Les enjeux liés au secteur financier sont en effet considérables pour le Royaume-Uni comme pour l’UE. L’une des questions-clés est de savoir si le Royaume Uni continuera à bénéficier des facilités d’accès au marché unique pour les services financiers et si oui, à quelles conditions. En cause, le passeport européen, le sésame qui permet d’exercer une activité dans les 28 États membres. Le Brexit a déjà changé la donne du côté des fintechs londoniennes, ces start-up spécialisées dans les technologies financières. Une partie d’entre elles songent à traverser la Manche, craignant à la fois de ne plus bénéficier du passeport et les conséquences éventuelles de la libre circulation des travailleurs sur les jeunes talents qui devront obtenir permis de séjour et de travail.
« La City a perdu sa voix »
Un important lobbying en faveur de la préservation du passeport s’organise, outre-Manche, même si pour certains, l’« équivalence » suffira. Jusqu’à un certain point. Car dès l’entrée en vigueur du Brexit, le Royaume-Uni cessera de fait d’adopter les règles européennes dans leur intégralité. Tous les scénarios s’organisent pour maintenir l’accès au marché unique, mais il n’est qu’une certitude : la City ne continuera pas comme avant. « La City de Londres a perdu sa voix avec le Brexit », déclarait le commissaire Lord Hill au Financial Times au lendemain de sa démission.

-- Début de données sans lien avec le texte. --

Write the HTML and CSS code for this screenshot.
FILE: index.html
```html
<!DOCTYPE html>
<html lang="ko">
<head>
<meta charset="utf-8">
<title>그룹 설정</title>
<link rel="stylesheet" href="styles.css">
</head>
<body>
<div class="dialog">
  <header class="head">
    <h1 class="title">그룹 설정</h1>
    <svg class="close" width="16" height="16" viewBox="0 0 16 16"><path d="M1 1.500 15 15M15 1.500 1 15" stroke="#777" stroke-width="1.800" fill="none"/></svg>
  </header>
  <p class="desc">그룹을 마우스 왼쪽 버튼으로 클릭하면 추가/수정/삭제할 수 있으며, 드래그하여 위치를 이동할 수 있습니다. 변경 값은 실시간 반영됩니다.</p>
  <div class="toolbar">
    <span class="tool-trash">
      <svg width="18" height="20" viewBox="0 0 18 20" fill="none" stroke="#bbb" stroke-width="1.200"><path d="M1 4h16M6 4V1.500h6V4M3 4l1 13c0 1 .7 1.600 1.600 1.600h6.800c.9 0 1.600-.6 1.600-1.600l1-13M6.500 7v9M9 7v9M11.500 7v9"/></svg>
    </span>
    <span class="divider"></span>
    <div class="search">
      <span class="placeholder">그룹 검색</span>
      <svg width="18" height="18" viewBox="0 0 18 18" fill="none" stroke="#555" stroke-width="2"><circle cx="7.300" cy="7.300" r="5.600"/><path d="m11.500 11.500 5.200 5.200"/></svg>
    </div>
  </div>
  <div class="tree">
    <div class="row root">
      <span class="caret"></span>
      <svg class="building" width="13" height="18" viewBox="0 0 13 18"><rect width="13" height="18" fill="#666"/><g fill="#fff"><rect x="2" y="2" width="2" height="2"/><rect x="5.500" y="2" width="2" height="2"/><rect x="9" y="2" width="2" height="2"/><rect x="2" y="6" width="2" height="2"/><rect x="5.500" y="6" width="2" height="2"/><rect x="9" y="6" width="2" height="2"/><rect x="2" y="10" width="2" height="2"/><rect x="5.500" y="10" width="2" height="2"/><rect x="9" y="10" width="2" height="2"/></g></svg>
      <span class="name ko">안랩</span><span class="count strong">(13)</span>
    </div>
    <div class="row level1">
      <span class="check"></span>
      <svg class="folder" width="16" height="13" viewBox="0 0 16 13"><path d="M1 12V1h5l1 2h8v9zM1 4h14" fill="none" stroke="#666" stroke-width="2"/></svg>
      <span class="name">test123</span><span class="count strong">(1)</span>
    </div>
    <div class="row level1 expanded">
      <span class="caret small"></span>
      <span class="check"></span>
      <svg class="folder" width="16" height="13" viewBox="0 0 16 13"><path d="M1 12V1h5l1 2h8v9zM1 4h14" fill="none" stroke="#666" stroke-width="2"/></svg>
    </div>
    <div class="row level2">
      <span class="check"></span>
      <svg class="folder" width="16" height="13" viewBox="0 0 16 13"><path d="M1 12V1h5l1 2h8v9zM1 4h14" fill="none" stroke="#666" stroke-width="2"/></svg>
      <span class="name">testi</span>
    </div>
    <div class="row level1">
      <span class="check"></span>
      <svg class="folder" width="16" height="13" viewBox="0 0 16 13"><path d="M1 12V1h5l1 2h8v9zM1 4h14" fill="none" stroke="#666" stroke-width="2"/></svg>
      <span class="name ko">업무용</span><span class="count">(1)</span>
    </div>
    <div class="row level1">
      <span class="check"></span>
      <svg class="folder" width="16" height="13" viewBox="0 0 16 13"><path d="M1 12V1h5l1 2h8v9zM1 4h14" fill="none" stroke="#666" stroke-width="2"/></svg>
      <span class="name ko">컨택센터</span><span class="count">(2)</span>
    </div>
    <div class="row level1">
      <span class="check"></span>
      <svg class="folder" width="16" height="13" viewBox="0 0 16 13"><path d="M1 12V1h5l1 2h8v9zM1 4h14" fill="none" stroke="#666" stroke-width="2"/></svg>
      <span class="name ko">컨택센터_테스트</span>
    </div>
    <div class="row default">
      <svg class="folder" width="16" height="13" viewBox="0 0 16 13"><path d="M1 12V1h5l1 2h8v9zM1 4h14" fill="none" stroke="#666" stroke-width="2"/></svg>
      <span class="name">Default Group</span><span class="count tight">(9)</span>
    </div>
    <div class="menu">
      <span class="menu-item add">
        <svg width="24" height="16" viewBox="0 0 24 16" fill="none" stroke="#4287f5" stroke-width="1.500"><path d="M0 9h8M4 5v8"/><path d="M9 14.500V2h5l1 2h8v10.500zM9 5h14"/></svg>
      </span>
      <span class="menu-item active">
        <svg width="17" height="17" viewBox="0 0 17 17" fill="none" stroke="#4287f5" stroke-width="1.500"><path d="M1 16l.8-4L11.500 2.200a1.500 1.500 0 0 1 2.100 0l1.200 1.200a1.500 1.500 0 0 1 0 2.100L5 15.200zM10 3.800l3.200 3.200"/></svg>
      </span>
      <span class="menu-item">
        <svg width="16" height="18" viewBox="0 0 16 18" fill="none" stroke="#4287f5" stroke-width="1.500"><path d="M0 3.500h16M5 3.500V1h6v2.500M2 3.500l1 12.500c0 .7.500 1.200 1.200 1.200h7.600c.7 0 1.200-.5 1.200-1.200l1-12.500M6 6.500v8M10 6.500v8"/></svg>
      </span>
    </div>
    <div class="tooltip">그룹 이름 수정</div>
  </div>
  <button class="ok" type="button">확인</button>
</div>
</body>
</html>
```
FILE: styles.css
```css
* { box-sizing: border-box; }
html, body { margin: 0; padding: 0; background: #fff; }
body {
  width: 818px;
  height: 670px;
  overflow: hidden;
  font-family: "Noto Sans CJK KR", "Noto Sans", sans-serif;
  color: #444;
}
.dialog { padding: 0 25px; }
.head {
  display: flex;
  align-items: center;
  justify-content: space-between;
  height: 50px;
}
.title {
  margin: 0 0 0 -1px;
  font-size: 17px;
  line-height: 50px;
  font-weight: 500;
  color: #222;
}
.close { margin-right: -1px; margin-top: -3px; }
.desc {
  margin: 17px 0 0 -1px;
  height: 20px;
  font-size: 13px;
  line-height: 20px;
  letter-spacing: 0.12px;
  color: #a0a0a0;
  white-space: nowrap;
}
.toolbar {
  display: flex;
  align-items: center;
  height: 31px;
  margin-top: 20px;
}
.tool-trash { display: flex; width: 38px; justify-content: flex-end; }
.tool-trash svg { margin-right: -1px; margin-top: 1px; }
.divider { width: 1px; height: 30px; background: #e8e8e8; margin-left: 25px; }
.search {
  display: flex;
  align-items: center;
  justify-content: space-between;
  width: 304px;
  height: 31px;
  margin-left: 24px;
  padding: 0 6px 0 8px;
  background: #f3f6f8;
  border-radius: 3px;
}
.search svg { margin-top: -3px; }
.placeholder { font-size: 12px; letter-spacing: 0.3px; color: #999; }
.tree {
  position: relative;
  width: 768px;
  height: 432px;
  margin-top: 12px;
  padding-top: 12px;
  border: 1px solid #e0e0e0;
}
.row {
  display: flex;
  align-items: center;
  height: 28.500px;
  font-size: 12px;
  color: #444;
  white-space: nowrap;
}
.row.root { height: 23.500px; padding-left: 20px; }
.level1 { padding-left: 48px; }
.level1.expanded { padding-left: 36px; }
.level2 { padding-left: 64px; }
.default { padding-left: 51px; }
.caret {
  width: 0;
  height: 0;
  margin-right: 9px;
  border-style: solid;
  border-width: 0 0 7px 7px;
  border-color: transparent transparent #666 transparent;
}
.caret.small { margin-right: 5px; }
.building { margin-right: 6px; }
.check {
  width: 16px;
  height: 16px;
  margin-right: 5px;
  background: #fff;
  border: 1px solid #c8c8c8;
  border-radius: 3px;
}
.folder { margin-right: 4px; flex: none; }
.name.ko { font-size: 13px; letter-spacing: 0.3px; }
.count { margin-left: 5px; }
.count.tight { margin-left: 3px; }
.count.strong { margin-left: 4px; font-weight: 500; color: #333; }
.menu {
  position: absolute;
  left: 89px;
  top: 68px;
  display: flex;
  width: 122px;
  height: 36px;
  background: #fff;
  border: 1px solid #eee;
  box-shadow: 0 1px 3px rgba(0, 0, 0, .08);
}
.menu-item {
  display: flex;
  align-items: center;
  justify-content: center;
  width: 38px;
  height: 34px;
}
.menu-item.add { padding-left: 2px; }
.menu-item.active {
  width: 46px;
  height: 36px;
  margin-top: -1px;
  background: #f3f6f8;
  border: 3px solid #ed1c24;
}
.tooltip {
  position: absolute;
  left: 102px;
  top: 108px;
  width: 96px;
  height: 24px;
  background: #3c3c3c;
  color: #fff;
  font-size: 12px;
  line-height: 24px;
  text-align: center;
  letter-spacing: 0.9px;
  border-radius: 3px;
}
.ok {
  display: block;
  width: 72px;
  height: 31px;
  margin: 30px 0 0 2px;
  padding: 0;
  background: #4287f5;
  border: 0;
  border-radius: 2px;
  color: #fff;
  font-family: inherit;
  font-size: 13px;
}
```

Quelles conséquences sur l’avancée de l’Union de marché des capitaux ? Le plan d’action de l’initiative Capital Markets Union a pour ambition stratégique, à travers ses 20 mesures-clés, de repenser collectivement le fonctionnement des marchés de capitaux pour relancer le financement de l’économie en complément du canal bancaire qui continuera à jouer un rôle essentiel, bien que contraint. Elle vise à diversifier les sources de financement et la palette des instruments pour les entreprises et les projets à long terme.
À ce titre, cette initiative est liée au plan Juncker pour l’investissement en Europe dont le président de la Commission vient d’annoncer le doublement. Elle a aussi ouvert la porte à la révision du cadre réglementaire qui peut s’avérer contradictoire avec l’objectif général de financer la croissance. Ainsi, une de ses propositions est déjà opérationnelle pour réduire la charge de capital des assureurs : l’amendement apporté aux mesures d’exécution de Solvabilité II, entré en vigueur en mai de cette année, permettra d’améliorer le financement des investissements en infrastructures. Les enseignements tirés du call for evidence devraient se traduire par d’autres ajustements.

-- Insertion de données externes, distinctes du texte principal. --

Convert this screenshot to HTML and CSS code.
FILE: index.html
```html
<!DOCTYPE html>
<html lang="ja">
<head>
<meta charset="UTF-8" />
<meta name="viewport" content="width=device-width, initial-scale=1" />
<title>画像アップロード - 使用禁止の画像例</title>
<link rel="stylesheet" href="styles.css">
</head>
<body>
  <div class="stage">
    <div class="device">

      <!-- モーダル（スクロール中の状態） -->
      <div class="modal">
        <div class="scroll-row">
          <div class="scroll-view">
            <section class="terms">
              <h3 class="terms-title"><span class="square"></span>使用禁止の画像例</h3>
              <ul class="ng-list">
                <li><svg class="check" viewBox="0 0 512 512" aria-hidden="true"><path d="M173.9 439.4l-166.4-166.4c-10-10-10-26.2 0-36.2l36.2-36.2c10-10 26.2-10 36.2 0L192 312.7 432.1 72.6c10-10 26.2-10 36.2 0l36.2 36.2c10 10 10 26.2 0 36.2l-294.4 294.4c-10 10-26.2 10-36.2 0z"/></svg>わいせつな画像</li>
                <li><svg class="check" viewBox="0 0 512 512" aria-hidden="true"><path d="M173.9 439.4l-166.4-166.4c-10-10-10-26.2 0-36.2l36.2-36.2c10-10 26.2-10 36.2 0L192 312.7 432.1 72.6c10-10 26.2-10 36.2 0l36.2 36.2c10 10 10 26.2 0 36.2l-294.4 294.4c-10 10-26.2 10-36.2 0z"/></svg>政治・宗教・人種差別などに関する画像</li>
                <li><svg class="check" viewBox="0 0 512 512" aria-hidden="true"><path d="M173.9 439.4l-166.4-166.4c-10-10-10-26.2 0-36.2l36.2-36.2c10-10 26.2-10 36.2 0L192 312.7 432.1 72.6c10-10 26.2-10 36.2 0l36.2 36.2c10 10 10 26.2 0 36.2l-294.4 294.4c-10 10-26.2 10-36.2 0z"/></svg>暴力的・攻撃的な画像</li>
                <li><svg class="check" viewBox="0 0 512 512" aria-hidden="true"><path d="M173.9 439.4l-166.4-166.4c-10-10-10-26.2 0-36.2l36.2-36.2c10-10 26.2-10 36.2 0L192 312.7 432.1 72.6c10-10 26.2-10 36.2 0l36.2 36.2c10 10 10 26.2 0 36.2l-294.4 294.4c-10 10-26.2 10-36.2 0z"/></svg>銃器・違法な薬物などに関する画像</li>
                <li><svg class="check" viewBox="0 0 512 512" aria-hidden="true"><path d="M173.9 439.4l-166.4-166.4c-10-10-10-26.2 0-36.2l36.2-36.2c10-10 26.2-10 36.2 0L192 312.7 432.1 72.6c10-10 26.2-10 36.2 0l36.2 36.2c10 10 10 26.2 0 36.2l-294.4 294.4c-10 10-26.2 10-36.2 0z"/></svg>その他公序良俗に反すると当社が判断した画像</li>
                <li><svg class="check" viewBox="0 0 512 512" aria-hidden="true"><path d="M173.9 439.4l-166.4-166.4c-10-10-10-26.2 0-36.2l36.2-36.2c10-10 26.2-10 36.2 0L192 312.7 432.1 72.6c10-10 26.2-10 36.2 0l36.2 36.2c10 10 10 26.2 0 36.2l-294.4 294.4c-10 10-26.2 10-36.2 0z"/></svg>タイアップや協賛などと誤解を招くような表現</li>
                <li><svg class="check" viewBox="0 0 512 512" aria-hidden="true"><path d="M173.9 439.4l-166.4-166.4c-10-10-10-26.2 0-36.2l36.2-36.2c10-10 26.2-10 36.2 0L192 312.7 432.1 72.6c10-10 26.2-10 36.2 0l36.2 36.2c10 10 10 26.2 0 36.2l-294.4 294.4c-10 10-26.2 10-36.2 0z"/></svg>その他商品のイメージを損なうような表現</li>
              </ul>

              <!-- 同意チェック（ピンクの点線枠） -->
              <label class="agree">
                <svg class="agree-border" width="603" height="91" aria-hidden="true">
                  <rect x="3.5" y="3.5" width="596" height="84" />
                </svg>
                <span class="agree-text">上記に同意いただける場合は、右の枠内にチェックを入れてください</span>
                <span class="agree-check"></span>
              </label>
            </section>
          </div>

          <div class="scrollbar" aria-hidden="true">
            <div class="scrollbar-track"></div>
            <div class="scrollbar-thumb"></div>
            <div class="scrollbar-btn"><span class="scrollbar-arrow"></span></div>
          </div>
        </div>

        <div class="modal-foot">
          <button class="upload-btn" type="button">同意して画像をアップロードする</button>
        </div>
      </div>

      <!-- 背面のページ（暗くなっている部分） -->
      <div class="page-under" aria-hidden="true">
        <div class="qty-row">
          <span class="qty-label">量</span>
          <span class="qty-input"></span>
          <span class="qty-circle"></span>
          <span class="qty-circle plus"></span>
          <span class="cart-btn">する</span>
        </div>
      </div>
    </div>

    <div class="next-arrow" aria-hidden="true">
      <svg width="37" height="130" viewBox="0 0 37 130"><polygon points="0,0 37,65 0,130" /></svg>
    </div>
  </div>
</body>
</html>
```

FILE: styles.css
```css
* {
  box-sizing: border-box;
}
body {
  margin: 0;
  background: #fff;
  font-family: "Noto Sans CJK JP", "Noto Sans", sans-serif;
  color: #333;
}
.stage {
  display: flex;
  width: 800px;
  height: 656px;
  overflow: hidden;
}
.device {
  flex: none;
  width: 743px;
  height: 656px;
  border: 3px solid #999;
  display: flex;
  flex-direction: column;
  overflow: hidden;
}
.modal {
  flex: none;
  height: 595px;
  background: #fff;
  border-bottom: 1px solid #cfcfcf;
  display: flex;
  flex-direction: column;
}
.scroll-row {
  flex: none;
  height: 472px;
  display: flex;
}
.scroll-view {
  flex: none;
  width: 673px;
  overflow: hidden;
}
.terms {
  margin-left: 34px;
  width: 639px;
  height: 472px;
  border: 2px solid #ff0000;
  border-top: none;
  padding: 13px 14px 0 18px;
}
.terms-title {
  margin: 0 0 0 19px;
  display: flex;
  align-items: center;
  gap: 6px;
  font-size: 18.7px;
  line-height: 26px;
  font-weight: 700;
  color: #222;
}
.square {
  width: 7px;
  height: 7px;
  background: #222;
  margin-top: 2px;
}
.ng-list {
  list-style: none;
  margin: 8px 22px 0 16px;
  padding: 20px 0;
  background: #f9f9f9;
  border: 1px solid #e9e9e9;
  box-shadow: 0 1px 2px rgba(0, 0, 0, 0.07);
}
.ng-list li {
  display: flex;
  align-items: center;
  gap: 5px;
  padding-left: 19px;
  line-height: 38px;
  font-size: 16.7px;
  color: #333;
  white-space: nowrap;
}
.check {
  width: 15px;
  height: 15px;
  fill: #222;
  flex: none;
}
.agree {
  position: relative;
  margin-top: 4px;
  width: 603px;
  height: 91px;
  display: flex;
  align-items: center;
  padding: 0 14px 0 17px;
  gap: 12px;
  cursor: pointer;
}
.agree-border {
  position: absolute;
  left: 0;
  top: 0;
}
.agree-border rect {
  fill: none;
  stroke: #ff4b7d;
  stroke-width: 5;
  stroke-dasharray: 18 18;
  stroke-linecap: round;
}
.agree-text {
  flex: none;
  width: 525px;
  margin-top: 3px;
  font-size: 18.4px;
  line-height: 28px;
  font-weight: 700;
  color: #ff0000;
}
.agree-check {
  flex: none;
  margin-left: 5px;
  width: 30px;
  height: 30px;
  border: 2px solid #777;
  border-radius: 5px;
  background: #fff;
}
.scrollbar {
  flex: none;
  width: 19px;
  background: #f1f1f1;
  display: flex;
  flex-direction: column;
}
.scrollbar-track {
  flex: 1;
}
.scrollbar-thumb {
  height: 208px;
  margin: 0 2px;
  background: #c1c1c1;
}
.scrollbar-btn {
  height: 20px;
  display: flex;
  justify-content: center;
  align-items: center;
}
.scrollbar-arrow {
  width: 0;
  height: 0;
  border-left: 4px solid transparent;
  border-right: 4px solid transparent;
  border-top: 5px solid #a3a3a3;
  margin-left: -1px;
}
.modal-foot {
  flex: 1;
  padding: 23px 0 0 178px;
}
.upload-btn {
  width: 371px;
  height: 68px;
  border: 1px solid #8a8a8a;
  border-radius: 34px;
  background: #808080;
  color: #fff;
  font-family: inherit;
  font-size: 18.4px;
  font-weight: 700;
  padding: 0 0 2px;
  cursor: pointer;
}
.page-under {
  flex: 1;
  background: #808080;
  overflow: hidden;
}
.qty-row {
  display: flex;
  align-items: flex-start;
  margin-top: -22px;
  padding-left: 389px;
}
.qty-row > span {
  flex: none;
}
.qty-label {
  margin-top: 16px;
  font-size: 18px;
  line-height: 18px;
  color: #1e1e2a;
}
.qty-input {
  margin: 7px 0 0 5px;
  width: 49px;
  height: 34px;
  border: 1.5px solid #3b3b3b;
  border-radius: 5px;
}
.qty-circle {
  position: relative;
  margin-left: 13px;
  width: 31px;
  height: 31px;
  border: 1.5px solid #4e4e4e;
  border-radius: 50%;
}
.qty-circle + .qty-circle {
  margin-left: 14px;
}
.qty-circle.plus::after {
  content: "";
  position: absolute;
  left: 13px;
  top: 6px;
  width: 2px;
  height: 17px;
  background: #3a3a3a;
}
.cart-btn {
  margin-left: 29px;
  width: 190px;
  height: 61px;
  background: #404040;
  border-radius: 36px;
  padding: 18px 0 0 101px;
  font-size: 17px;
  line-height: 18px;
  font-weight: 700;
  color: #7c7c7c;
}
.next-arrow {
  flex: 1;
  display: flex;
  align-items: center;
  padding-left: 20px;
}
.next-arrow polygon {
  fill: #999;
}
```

L’Europe a plus à gagner de la CMU que la City, déjà dotée d’un immense marché des services financiers. Elle doit structurer sa stratégie en identifiant les meilleures pratiques, en aidant les États membres les plus petits à organiser un marché des capitaux. Beaucoup a été fait dans la première étape : proposition de revitalisation de la titrisation, révision de la directive Prospectus, nouvelles règles pour stimuler les investissements dans le capital-risque. Mais ces propositions législatives avancent trop lentement, et les divergences nationales en termes de fiscalité, d’harmonisation du droit des faillites, de protection des investisseurs restent fortes.

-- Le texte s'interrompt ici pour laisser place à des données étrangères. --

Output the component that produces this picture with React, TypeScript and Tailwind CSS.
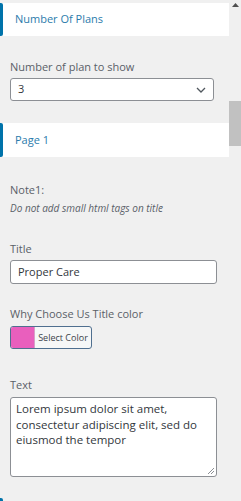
import React from 'react';

const font = { fontFamily: '"Open Sans", "Noto Sans", sans-serif' };

const SectionHeader: React.FC<{ title: string; height: string }> = ({ title, height }) => (
  <div className={`flex shrink-0 items-stretch bg-white ${height}`}>
    <div className="w-[3px] rounded-r-[2px] bg-[#0073aa]" />
    <div className="flex items-center pl-[12px] text-[11px] text-[#2b7bac]">{title}</div>
  </div>
);

const Label: React.FC<{ children: React.ReactNode; className?: string }> = ({ children, className = '' }) => (
  <div className={`text-[11px] leading-[17px] text-[#5a6068] ${className}`}>{children}</div>
);

export default function App() {
  return (
    <div className="flex h-[501px] w-[241px] items-start overflow-hidden bg-[#f0f0f0]" style={font}>
      <div className="w-[229px] shrink-0 pt-[3px]">
        <SectionHeader title="Number Of Plans" height="h-[33px]" />

        <div className="px-[10px]">
          <Label className="mt-[22px]">Number of plan to show</Label>
          <div className="mt-[3px] flex h-[23px] w-[204px] items-center justify-between rounded-[3px] border border-[#8c8f94] bg-white pl-[7px] pr-[7px] text-[11px] text-[#32373c]">
            <span>3</span>
            <svg width="10" height="6" viewBox="0 0 10 6" fill="none">
              <path d="M1 1l4 4 4-4" stroke="#50575e" strokeWidth="1.3" />
            </svg>
          </div>
        </div>

        <div className="mt-[22px]">
          <SectionHeader title="Page 1" height="h-[34px]" />
        </div>

        <div className="px-[10px]">
          <Label className="mt-[24px]">Note1:</Label>
          <div className="mt-[3px] text-[10px] italic leading-[14px] text-[#5a6068]">
            Do not add small html tags on title
          </div>

          <Label className="mt-[25px]">Title</Label>
          <div className="mt-[3px] flex h-[24px] w-[207px] items-center rounded-[3px] border border-[#8c8f94] bg-white pl-[7px] text-[11px] text-[#32373c]">
            Proper Care
          </div>

          <Label className="mt-[21px]">Why Choose Us Title color</Label>
          <div className="mt-[4px] flex h-[23px] w-[82px] overflow-hidden rounded-[3px] border border-[#4f6f8f] bg-[#f6f7f7]">
            <div className="w-[24px] border-r border-[#d7a0c8] bg-[#e95fbd]" />
            <div className="flex flex-1 items-center justify-center text-[9px] text-[#3c434a]">
              Select Color
            </div>
          </div>

          <Label className="mt-[27px]">Text</Label>
          <div className="relative mt-[4px] h-[80px] w-[207px] rounded-[3px] border border-[#8c8f94] bg-white px-[5px] pt-[3px] text-[11.5px] leading-[15.5px] text-[#32373c]">
            Lorem ipsum dolor sit amet, consectetur adipiscing elit, sed do eiusmod the tempor
            <svg className="absolute bottom-[1px] right-[1px]" width="8" height="8" viewBox="0 0 8 8">
              <path d="M7 1L1 7M7 4L4 7" stroke="#8c8f94" strokeWidth="1" />
            </svg>
          </div>
        </div>

        <div className="mt-[21px] h-[20px] w-[3px] rounded-r-[2px] bg-[#0073aa]" />
      </div>

      <div className="flex w-[12px] shrink-0 flex-col items-center">
        <svg className="mt-[3px]" width="7" height="4" viewBox="0 0 7 4">
          <path d="M0 4L3.5 0L7 4Z" fill="#505050" />
        </svg>
        <div className="mt-[94px] h-[45px] w-full bg-[#c1c1c1]" />
      </div>
    </div>
  );
}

Pour l’Europe à 27, l’objectif est maintenant d’activer l’intégration transfrontière, d’encourager le développement des marchés de capitaux nationaux et régionaux à l’échelle d’un continent et d’accélérer toutes les composantes pour consolider l’émergence d’un écosystème diversifié de financement de l’économie. Le temps presse car il ne faudrait pas que Londres s’engage dans une course au moins-disant réglementaire pour assurer sa compétitivité. Les places financières continentales doivent se mobiliser pour accélérer l’Europe financière et combattre la fragmentation nuisible au marché intérieur. Reste que recréer l’alchimie londonienne en termes d’infrastructures, de culture et d’environnement juridique prendra du temps.